Com toda a informação sobre o tema de eletrificação, Di Grassi acredita que o Brasil atualmente perde tempo sendo pouco atuante na transição de tecnologia pela qual passa o mercado automotivo.

Com sérias restrições à emissão de carbono para as próximas décadas em locais como a União Europeia e a China, há neste momento uma grande oportunidade para a indústria brasileira de acordo com ele: ser competitiva no mercado de elétricos se aproveitando das matérias-primas à disposição em território nacional.

"Eu acho que o governo deveria ser, sim, mais ativo nessa transição (de carros a combustão para carros elétricos) para usar isso para gerar empregos e agregar valor para a nossa sociedade, em vez de ser passivo e esperar isso vir ou da Europa ou dos EUA - como normalmente ocorre", falou Di Grassi em entrevista a UOL Carros.

"Para você fazer uma fábrica de baterias de larga escala hoje, temos três componentes importantes: insumo, tecnologia e custo de energia. Tecnologia é uma commodity hoje em dia, você poderia fazer uma parceria com a Panasonic ou a Tesla. O Brasil é bem competitivo em insumo, porque o lítio vem do Chile. Você só não tem cobalto perto (presente principalmente na África), mas tem nióbio, níquel e manganês por preços competitivos. Você também tem energia barata no Brasil, por incidência solar e disposição hidrográfica."

Para o piloto, um empreendimento deste porte poderia criar muitos postos de trabalho além de fazer o Brasil crescer no aspecto geral. "Você poderia fazer uma fábrica de bateria super competitiva e fazer os carros elétricos nacionais em vez de importar. Geraria milhões de empregos, receita e imposto. Aí, conforme a demanda de elétrico começasse, viria o retorno do investimento. Obviamente, o déficit inicial existiria, mas no futuro nós seriamos donos da nossa tecnologia e produziríamos os veículos aqui, em vez de exportar soja e trazer carro elétrico."
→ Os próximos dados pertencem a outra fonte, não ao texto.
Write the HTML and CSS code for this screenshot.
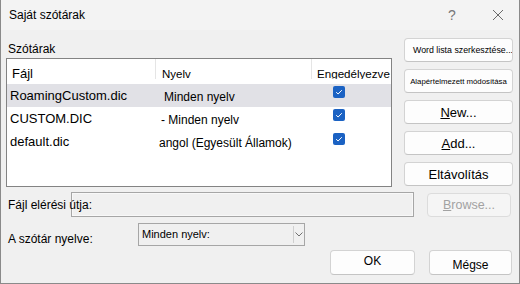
FILE: index.html
```html
<!DOCTYPE html>
<html lang="hu">

<head>
    <meta charset="UTF-8">
    <title>Saját szótárak</title>
    <link rel="stylesheet" href="styles.css">
</head>

<body>
    <div class="dialog">
        <div class="titlebar">
            <span class="title">Saját szótárak</span>
            <span class="help">?</span>
            <span class="close">
                <svg width="12" height="12" viewBox="0 0 12 12">
                    <path d="M1 1 L11 11 M11 1 L1 11" stroke="#6a6a6a" stroke-width="1" fill="none" />
                </svg>
            </span>
        </div>

        <div class="main">
            <div class="left-col">
                <div class="group-label">Szótárak</div>
                <div class="listbox">
                    <div class="list-head">
                        <div class="head-cell c1">Fájl</div>
                        <div class="head-cell c2">Nyelv</div>
                        <div class="head-cell c3">Engedélyezve</div>
                    </div>
                    <div class="list-row selected">
                        <div class="cell c1">RoamingCustom.dic</div>
                        <div class="cell c2 lang-a">Minden nyelv</div>
                        <div class="cell c3"><span class="check"><svg width="12" height="12" viewBox="0 0 12 12"><path d="M3.2 6.2 L5.1 8 L8.8 4.2" stroke="#fff" stroke-width="1" fill="none" /></svg></span></div>
                    </div>
                    <div class="list-row">
                        <div class="cell c1">CUSTOM.DIC</div>
                        <div class="cell c2 lang-b">- Minden nyelv</div>
                        <div class="cell c3"><span class="check"><svg width="12" height="12" viewBox="0 0 12 12"><path d="M3.2 6.2 L5.1 8 L8.8 4.2" stroke="#fff" stroke-width="1" fill="none" /></svg></span></div>
                    </div>
                    <div class="list-row">
                        <div class="cell c1">default.dic</div>
                        <div class="cell c2 lang-c">angol (Egyesült Államok)</div>
                        <div class="cell c3"><span class="check low"><svg width="12" height="12" viewBox="0 0 12 12"><path d="M3.2 6.2 L5.1 8 L8.8 4.2" stroke="#fff" stroke-width="1" fill="none" /></svg></span></div>
                    </div>
                </div>
            </div>
            <div class="side-buttons">
                <button class="btn btn-left">Word lista szerkesztése...</button>
                <button class="btn btn-tiny">Alapértelmezett módosítása</button>
                <button class="btn btn-big"><u>N</u>ew...</button>
                <button class="btn btn-big"><u>A</u>dd...</button>
                <button class="btn btn-big">Eltávolítás</button>
            </div>
        </div>

        <div class="path-row">
            <span class="field-label path-label">Fájl elérési útja:</span>
            <div class="path-input"></div>
            <button class="btn btn-browse" disabled><u>B</u>rowse...</button>
        </div>

        <div class="lang-row">
            <span class="field-label lang-label">A szótár nyelve:</span>
            <div class="select">
                <span class="select-text">Minden nyelv:</span>
                <span class="select-arrow">
                    <svg width="8" height="5" viewBox="0 0 8 5">
                        <path d="M0.5 0.5 L4 4 L7.5 0.5" stroke="#707070" stroke-width="1" fill="none" />
                    </svg>
                </span>
            </div>
        </div>

        <div class="action-row">
            <button class="btn btn-ok">OK</button>
            <button class="btn btn-cancel">Mégse</button>
        </div>
    </div>
</body>

</html>
```

FILE: styles.css
```css
body {
    margin: 0;
    font-family: 'Liberation Sans', Arial, sans-serif;
    color: #000;
    background: #f0f0f0;
}

.dialog {
    width: 520px;
    height: 284px;
    box-sizing: border-box;
    border: 1px solid #8a8a8a;
    border-top: none;
    background: #f0f0f0;
    overflow: hidden;
}

.titlebar {
    display: flex;
    align-items: center;
    height: 30px;
    background: #f3f3f3;
    padding-left: 8px;
}

.title {
    font-size: 12px;
    flex: 1;
}

.help {
    font-size: 14px;
    color: #777;
    width: 12px;
    text-align: center;
    margin-right: 34px;
}

.close {
    display: flex;
    margin-right: 15px;
}

.main {
    display: flex;
    gap: 12px;
    padding: 8px 0 0 5px;
}

.left-col {
    width: 386px;
}

.group-label {
    font-size: 12px;
    line-height: 14px;
    margin: 4px 0 2px 2px;
}

.listbox {
    height: 129px;
    box-sizing: border-box;
    border: 1px solid #838383;
    background: #fff;
    overflow: hidden;
}

.list-head,
.list-row {
    display: grid;
    grid-template-columns: 149px 156px 1fr;
}

.list-head {
    height: 25px;
    align-items: start;
}

.head-cell {
    height: 20px;
    box-sizing: border-box;
    padding-top: 8px;
    line-height: 14px;
    font-size: 13px;
    white-space: nowrap;
    overflow: visible;
}

.head-cell.c1 {
    padding-left: 5px;
    border-right: 1px solid #e5e5e5;
}

.head-cell.c2 {
    padding-left: 6px;
    font-size: 11.5px;
    border-right: 1px solid #e5e5e5;
}

.head-cell.c3 {
    padding-left: 5px;
    font-size: 11.6px;
    overflow: hidden;
}

.list-row {
    height: 23px;
}

.list-row.selected {
    background: #e1e1e6;
}

.cell {
    line-height: 23px;
    white-space: nowrap;
}

.cell.c1 {
    font-size: 13px;
    padding-left: 3px;
}

.cell.c2 {
    font-size: 12px;
    padding-top: 2px;
    line-height: 22px;
}

.lang-a {
    padding-left: 8px;
}

.lang-b {
    padding-left: 5px;
}

.lang-c {
    padding-left: 3px;
}

.check {
    display: flex;
    width: 12px;
    height: 12px;
    margin: 2px 0 0 21px;
    background: #1b62c3;
    border-radius: 2px;
}

.check.low {
    margin-top: 3px;
}

.side-buttons {
    display: flex;
    flex-direction: column;
    gap: 7px;
    width: 109px;
}

.btn {
    height: 24px;
    box-sizing: border-box;
    background: #fdfdfd;
    border: 1px solid #d3d3d3;
    border-bottom-color: #c4c4c4;
    border-radius: 4px;
    font-family: 'Liberation Sans', Arial, sans-serif;
    color: #000;
    padding: 0;
    white-space: nowrap;
    overflow: hidden;
}

.btn-left {
    text-align: left;
    padding-left: 8px;
    font-size: 8.8px;
}

.btn-tiny {
    font-size: 7.8px;
}

.btn-big {
    font-size: 13px;
}

.path-row {
    display: flex;
    align-items: flex-start;
    margin-top: 5px;
    padding-left: 7px;
}

.field-label {
    font-size: 12px;
    white-space: nowrap;
}

.path-label {
    width: 63px;
    line-height: 14px;
    margin-top: 6px;
    position: relative;
    z-index: 1;
}

.path-input {
    width: 343px;
    height: 25px;
    box-sizing: border-box;
    border: 1px solid #a6a6a6;
    box-shadow: inset 0 0 0 1px #f8f8f8;
    background: #f0f0f0;
}

.btn-browse {
    width: 84px;
    margin: 1px 0 0 13px;
    font-size: 12.5px;
    color: #a2a2a2;
    background: #f5f5f5;
    border-color: #dcdcdc;
}

.lang-row {
    display: flex;
    align-items: flex-start;
    margin-top: 6px;
    padding-left: 7px;
}

.lang-label {
    width: 130px;
    line-height: 14px;
    margin-top: 9px;
}

.select {
    display: flex;
    align-items: center;
    width: 167px;
    height: 23px;
    box-sizing: border-box;
    border: 1px solid #a6a6a6;
    background: #f0f0f0;
}

.select-text {
    flex: 1;
    font-size: 11px;
    padding-left: 3px;
    margin-top: -2px;
}

.select-arrow {
    display: flex;
    align-items: center;
    justify-content: center;
    width: 8px;
    height: 17px;
    border-left: 1px solid #cfcfcf;
    padding: 0 1px 0 1px;
}

.action-row {
    display: flex;
    justify-content: flex-end;
    gap: 14px;
    margin-top: 4px;
    padding-right: 7px;
}

.btn-ok {
    width: 85px;
    height: 25px;
    font-size: 12px;
    padding-bottom: 3px;
}

.btn-cancel {
    width: 83px;
    height: 25px;
    font-size: 12px;
    padding-top: 4px;
}
```
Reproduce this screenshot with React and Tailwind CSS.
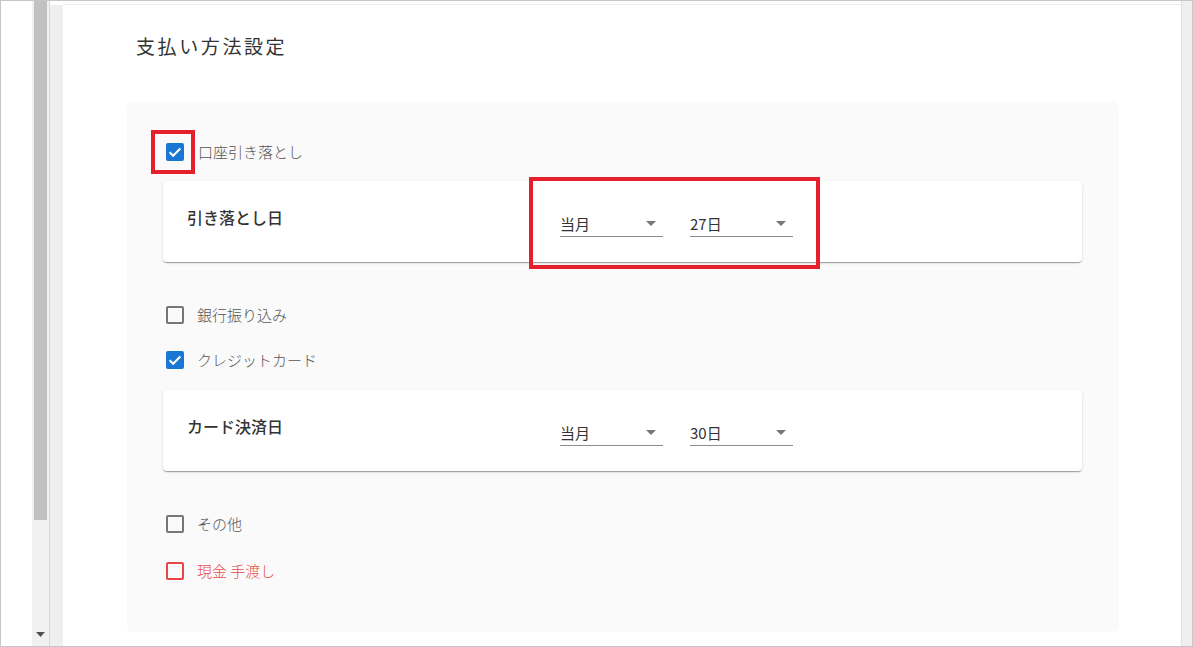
import React from "react";

const font = { fontFamily: '"Noto Sans CJK JP", "Noto Sans", sans-serif' };

function Check({ state }) {
  if (state === "checked") {
    return (
      <div className="w-[18px] h-[18px] rounded-[2px] bg-[#1976d2] flex items-center justify-center">
        <svg width="16" height="16" viewBox="0 0 24 24">
          <path d="M4 12.5l5.2 5L20 6.8" fill="none" stroke="#fff" strokeWidth="3.2" />
        </svg>
      </div>
    );
  }
  if (state === "red") {
    return <div className="w-[18px] h-[18px] rounded-[2px] border-2 border-[#e8474a]" />;
  }
  return <div className="w-[18px] h-[18px] rounded-[2px] border-2 border-[#767676]" />;
}

function Row({ state, label, red, mt, gap = "ml-[13px]" }) {
  return (
    <div className={`h-[42px] flex items-center pl-[39px] ${mt}`}>
      <Check state={state} />
      <span className={`${gap} text-[15px] leading-[24px] font-light ${red ? "text-[#e54b4b]" : "text-[#555]"}`}>{label}</span>
    </div>
  );
}

function Select({ value, ml }) {
  return (
    <div className={`w-[103px] h-[26px] border-b border-[#8c8c8c] flex items-center justify-between ${ml}`}>
      <span className="text-[15px] text-[#333] leading-[24px]">{value}</span>
      <svg width="10" height="5" viewBox="0 0 10 5" className="mr-[7px]">
        <path d="M0 0h10L5 5z" fill="#777" />
      </svg>
    </div>
  );
}

function Card({ title, a, b, mt }) {
  return (
    <div className={`ml-[36px] w-[919px] h-[81px] bg-white rounded-[4px] shadow-[0_2px_1px_-1px_rgba(0,0,0,0.2),0_1px_1px_0_rgba(0,0,0,0.14),0_1px_3px_0_rgba(0,0,0,0.12)] flex ${mt}`}>
      <div className="w-[397px] pl-[24px] pt-[24px]">
        <span className="text-[16px] leading-[24px] font-medium text-[#333]">{title}</span>
      </div>
      <div className="pt-[30px] flex">
        <Select value={a} ml="" />
        <Select value={b} ml="ml-[27px]" />
      </div>
    </div>
  );
}

export default function App() {
  return (
    <div className="relative w-[1193px] h-[647px] border border-[#c6c6c6] bg-white flex overflow-hidden" style={font}>
      <div className="w-[31px] shrink-0 bg-white" />
      <div className="w-[17px] shrink-0 bg-[#f1f1f1] flex flex-col">
        <div className="h-[519px] mx-[2px] bg-[#c1c1c1]" />
        <div className="flex-1" />
        <div className="h-[14px] flex items-start justify-center">
          <svg width="9" height="5" viewBox="0 0 9 5"><path d="M0 0h9L4.5 5z" fill="#505050" /></svg>
        </div>
      </div>
      <div className="w-px shrink-0 bg-[#d6d6d6]" />
      <div className="w-[13px] shrink-0 flex flex-col">
        <div className="h-[4px] bg-white" />
        <div className="flex-1 bg-[#efefef]" />
      </div>
      <div className="w-[1118px] shrink-0 flex flex-col">
        <div className="h-[4px] bg-white border-b border-[#ececec]" />
        <div className="flex-1 bg-white flex flex-col">
          <div className="pl-[73px] pt-[29px] h-[24px] box-content">
            <span className="text-[19px] leading-[24px] tracking-[2.6px] text-[#333]">支払い方法設定</span>
          </div>
          <div className="ml-[64px] mt-[44px] w-[992px] h-[530px] bg-[#fafafa] rounded-[6px] pt-[29px]">
            <Row state="checked" label="口座引き落とし" gap="ml-[14px]" mt="" />
            <Card title="引き落とし日" a="当月" b="27日" mt="mt-[8px]" />
            <Row state="empty" label="銀行振り込み" mt="mt-[32px]" />
            <Row state="checked" label="クレジットカード" mt="mt-[3px]" />
            <Card title="カード決済日" a="当月" b="30日" mt="mt-[9px]" />
            <Row state="empty" label="その他" mt="mt-[32px]" />
            <Row state="red" label="現金 手渡し" red mt="mt-[5px]" />
          </div>
        </div>
      </div>
      <div className="w-px shrink-0 bg-[#e2e2e2]" />
      <div className="w-[10px] shrink-0 bg-[#efefef]" />

      <div className="absolute left-[150px] top-[129px] w-[44px] h-[44px] border-4 border-[#e3202b]" />
      <div className="absolute left-[528px] top-[176px] w-[291px] h-[92px] border-4 border-[#e3202b]" />
    </div>
  );
}
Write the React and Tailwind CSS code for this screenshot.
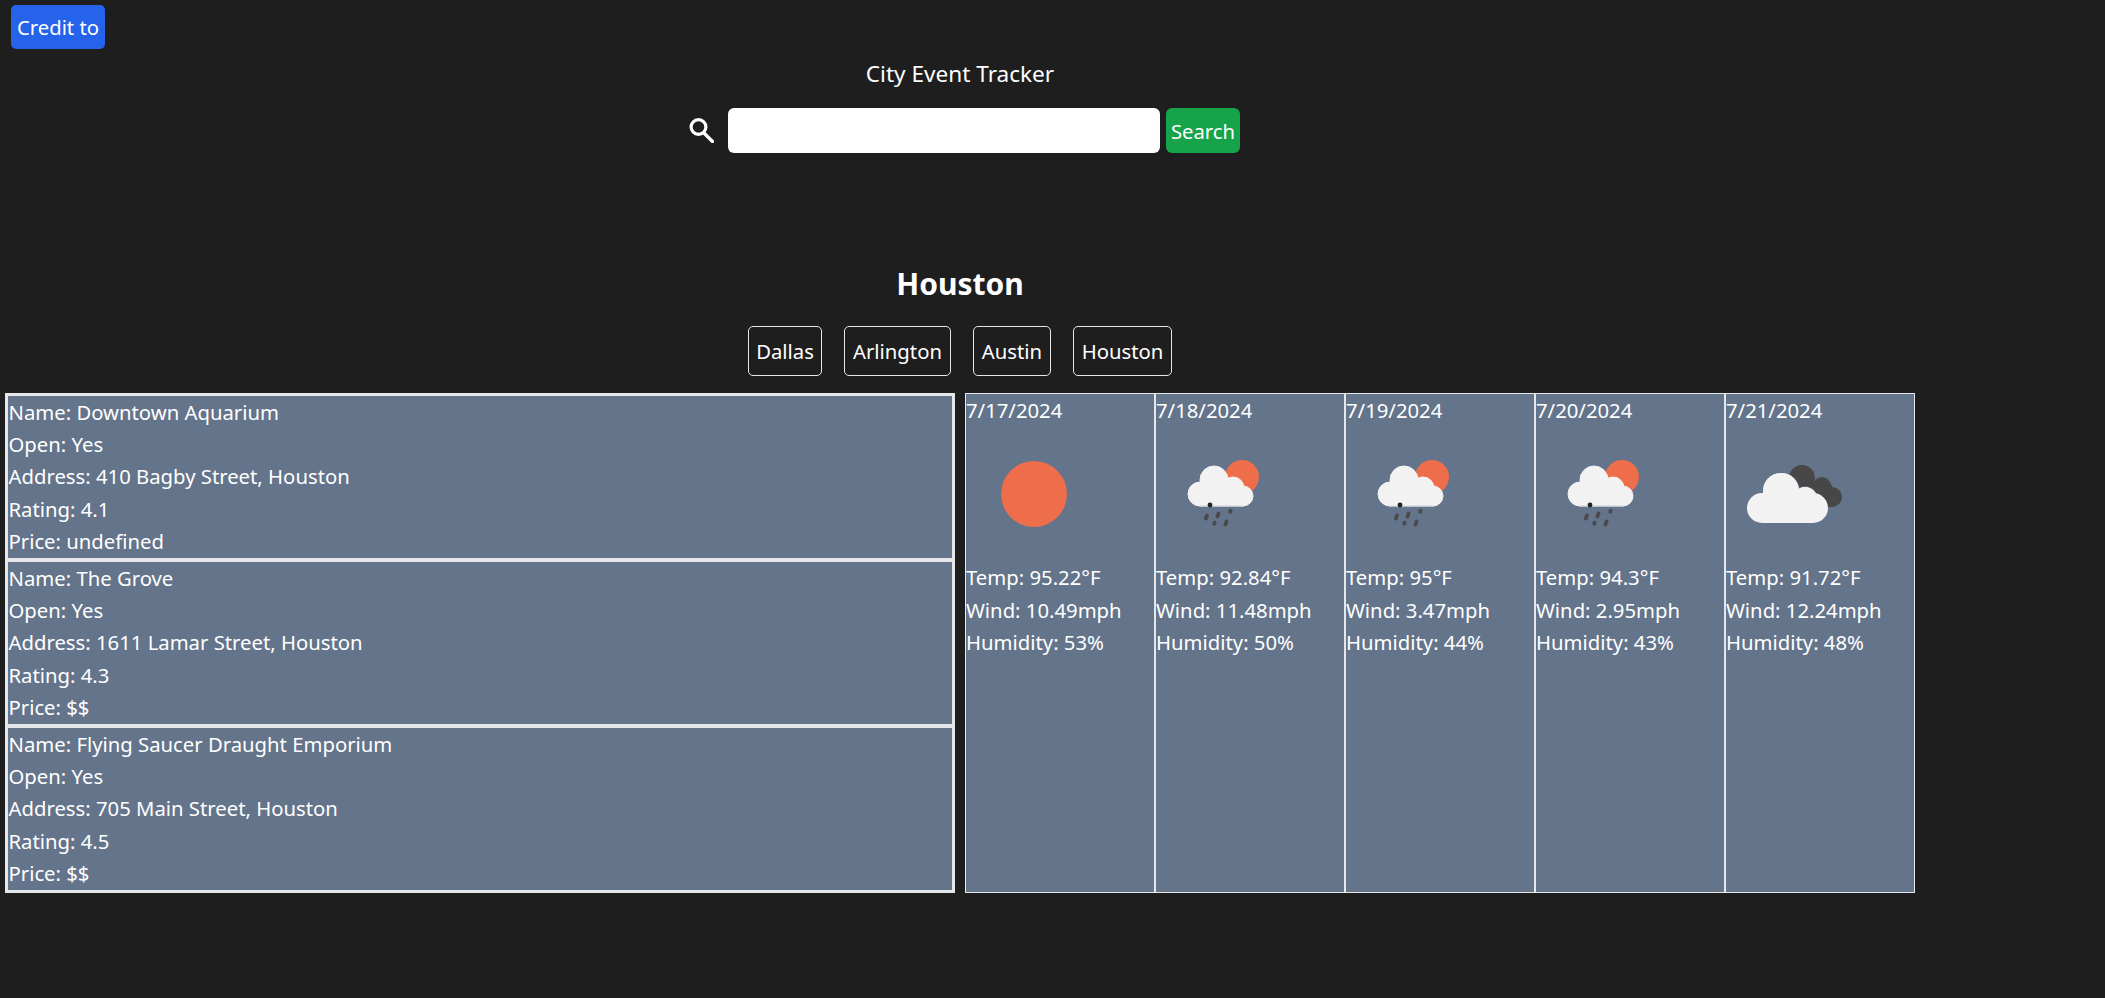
const FONT = "font-['Noto_Sans','Open_Sans',sans-serif]";

const places = [
  ["Downtown Aquarium", "410 Bagby Street, Houston", "4.1", "undefined"],
  ["The Grove", "1611 Lamar Street, Houston", "4.3", "$$"],
  ["Flying Saucer Draught Emporium", "705 Main Street, Houston", "4.5", "$$"],
];

const days = [
  ["7/17/2024", "sun", "95.22", "10.49", "53"],
  ["7/18/2024", "rain", "92.84", "11.48", "50"],
  ["7/19/2024", "rain", "95", "3.47", "44"],
  ["7/20/2024", "rain", "94.3", "2.95", "43"],
  ["7/21/2024", "clouds", "91.72", "12.24", "48"],
];

const cities = [
  ["Dallas", "w-[74px]"],
  ["Arlington", "w-[107px]"],
  ["Austin", "w-[78px]"],
  ["Houston", "w-[99px]"],
];

function WeatherIcon({ kind }) {
  return (
    <svg width="133" height="133" viewBox="0 0 133 133" className="mt-px ml-px block">
      {kind === "sun" && <circle cx="67" cy="67" r="33" fill="#ee6e4b" />}
      {kind === "rain" && (
        <g>
          <circle cx="85" cy="50" r="17" fill="#ee6e4b" />
          <g fill="#f2f2f2" stroke="#f2f2f2">
            <circle cx="57" cy="53" r="14" />
            <circle cx="76" cy="61" r="11" />
            <circle cx="43" cy="67" r="12" />
            <circle cx="86" cy="69" r="10" />
            <rect x="43" y="60" width="43" height="19" />
          </g>
          <path d="M43 79H86" stroke="#cfd3d8" strokeWidth="1" />
          <circle cx="53" cy="78" r="2.4" fill="#222" />
          <g stroke="#4a4a4a" strokeWidth="3.8" strokeLinecap="round">
            <path d="M50 88.5L48.8 91.5" />
            <path d="M61.6 86.5L60.4 89.5" />
            <path d="M73.6 83.7L73.2 84.7" />
            <path d="M57.6 95.7L57.2 96.7" />
            <path d="M69.6 94.5L68.4 97.5" />
          </g>
        </g>
      )}
      {kind === "clouds" && (
        <g>
          <g fill="#474747">
            <circle cx="75" cy="51" r="13" />
            <circle cx="95" cy="59" r="9" />
            <circle cx="105" cy="70" r="10" />
            <rect x="68" y="58" width="37" height="22" />
          </g>
          <g fill="#f2f2f2" stroke="#5f6f85" strokeWidth="1.5" paintOrder="stroke">
            <circle cx="54" cy="64" r="18" />
            <circle cx="78" cy="72" r="12" />
          </g>
          <g fill="#f2f2f2">
            <circle cx="35" cy="81" r="15" />
            <circle cx="86" cy="81" r="15" />
            <rect x="35" y="66" width="51" height="30" />
            <circle cx="54" cy="64" r="18" />
            <circle cx="78" cy="72" r="12" />
          </g>
        </g>
      )}
    </svg>
  );
}

export default function App() {
  return (
    <div className={`min-h-screen bg-[#1e1e1e] text-white text-[20.3px] leading-[32px] ${FONT}`}>
      <div className="w-[1920px] flex flex-col items-center">
        <button className="self-start ml-[11px] mt-[5px] h-[44px] w-[94px] rounded-[5px] bg-[#2563eb] text-white">
          Credit to
        </button>
        <h1 className="mt-[9px] h-[32px] text-[22.6px]">City Event Tracker</h1>
        <div className="mt-[18px] ml-[9px] flex items-center">
          <svg width="25" height="25" viewBox="0 0 25 25" fill="none" stroke="white" strokeWidth="3.2" className="mr-[14px] mb-[1px]">
            <circle cx="9.5" cy="9" r="7.4" />
            <path d="M15 15L23.5 23.5" strokeLinecap="round" />
          </svg>
          <input className="h-[45px] w-[432px] rounded-[6px] bg-white text-black outline-none" />
          <button className="ml-[6px] h-[45px] w-[74px] rounded-[6px] bg-[#16a34a] text-white">Search</button>
        </div>
        <h2 className="mt-[109px] h-[45px] text-[30px] leading-[43px] font-bold">Houston</h2>
        <div className="mt-[19px] flex gap-[22px]">
          {cities.map(([c, w]) => (
            <button key={c} className={`h-[50px] ${w} rounded-[5px] border border-[#e5e7eb] text-white`}>
              {c}
            </button>
          ))}
        </div>
        <div className="mt-[17px] flex w-full px-[5px] gap-[10px]">
          <div className="flex h-[500px] w-[950px] flex-col">
            {places.map((p) => (
              <div
                key={p[0]}
                className="flex-1 border-x-[3px] border-y-2 first:border-t-[3px] last:border-b-[3px] border-[#e5e7eb] bg-[#64748b] pl-[0.5px] leading-[32.2px]"
              >
                <div>Name: {p[0]}</div>
                <div>Open: Yes</div>
                <div>Address: {p[1]}</div>
                <div>Rating: {p[2]}</div>
                <div>Price: {p[3]}</div>
              </div>
            ))}
          </div>
          <div className="flex h-[500px] w-[950px]">
            {days.map((d) => (
              <div key={d[0]} className="w-[190px] border border-[#e5e7eb] bg-[#64748b] leading-[32.4px]">
                <div>{d[0]}</div>
                <WeatherIcon kind={d[1]} />
                <div className="mt-[1px]">Temp: {d[2]}°F</div>
                <div>Wind: {d[3]}mph</div>
                <div>Humidity: {d[4]}%</div>
              </div>
            ))}
          </div>
        </div>
      </div>
    </div>
  );
}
Entretanto, Di Grassi é pessimista e não acha que o governo brasileiro está preparado para se comprometer com um investimento a longo prazo deste impacto "Sem essa pró-atividade, perdemos tudo isso. Tínhamos que chegar para Tesla: 'vocês já têm fábricas na Alemanha e na China, venham fazer uma aqui no Brasil'. É mais barato fazer aqui do que nos EUA, por exemplo", seguiu.

"Nós seríamos mais competitivos e faríamos algo em vez de ficarmos esperando para importar. Daqui dez anos, não valerá mais a pena fazer uma fábrica, porque tudo já estará sendo feito lá fora. A gente já teria perdido o bonde - e é o que vai acontecer na minha opinião."

A relevância do esporte a motor para uma montadora

Pela competição acirrada com outras marcas, a participação de uma montadora em um campeonato mundial de automobilismo sempre custou e sempre irá custar muito caro. Entretanto, este gasto faz sentido de acordo com Lucas di Grassi.

Para ele, o mundo das corridas é uma importante fonte para pesquisa, propaganda e marketing. "No final das contas, para uma marca estar envolvida no automobilismo precisa fazer sentido", disse. "Temos alguns apoios que precisam se sustentar: o desenvolvimento técnico e um valor de entretenimento que fortaleça a marca. A soma destes fatores tem que devolver mais do que a marca está investindo."

Como prova de que nem sempre uma montadora encontra isso no automobilismo, Di Grassi citou o fim da participação da Audi no Mundial de Endurance (WEC) em 2016, quando a escalada de custos e a falta do espetáculo fizeram a marca alemã desistir de participar do campeonato mesmo tendo tradição de vitórias nas 24 Horas de Le Mans.

"O que aconteceu no WEC? Estavam lá a Audi e Toyota, e aí entrou a Porsche. Tudo começou a ficar muito caro e o valor que era extraído do WEC na LMP1 era inferior à expectativa."

"Tínhamos uma baita estrutura e investia-se muito em desenvolvimento a ponto de termos um orçamento de Fórmula 1 para fazer só uma corrida no ano, que era Le Mans - a que importava. A conta não fechava. Saiu um, a pirâmide desmoronou e saiu o resto."

No entanto, na Fórmula E a Audi encontrou um campeonato no qual o investimento é justificado. O regulamento bastante restritivo no que diz respeito a áreas de desenvolvimento controla os custos e faz as disputas na pista serem sempre emocionantes.

Isso se soma ao fato de as corridas terem como cenário cidades destino de todo o mundo. Assim, diversas marcas como Nissan, Porsche, Mercedes, BMW, Jaguar e Mahindra foram seduzidas e atualmente disputam o mundial.

Mas há algo aproveitado pelos carros de rua mesmo com todas as restrições de desenvolvimento? Segundo Di Grassi, o benefício tecnológico obtido na competição ainda é importante.

"Aproveita-se bastante a parte de software de controle do motor elétrico, a parte de controle de bateria, a parte de freios regenerativos e outras tecnologias relacionadas a isso", contou.

"Em termos de motor elétrico e eficiência da unidade motriz, muita coisa aprendida já foi utilizada pela Audi AG. E isso foi retirado da Fórmula E."

Atualmente a Fórmula E encontra-se em sua sexta temporada e inclui entre seus pilotos diversos nomes que já passaram pela Fórmula 1, como o brasileiro Felipe Massa, Sebastien Buemi, o atual bicampeão Jean-Eric Vergne, além do próprio Di Grassi.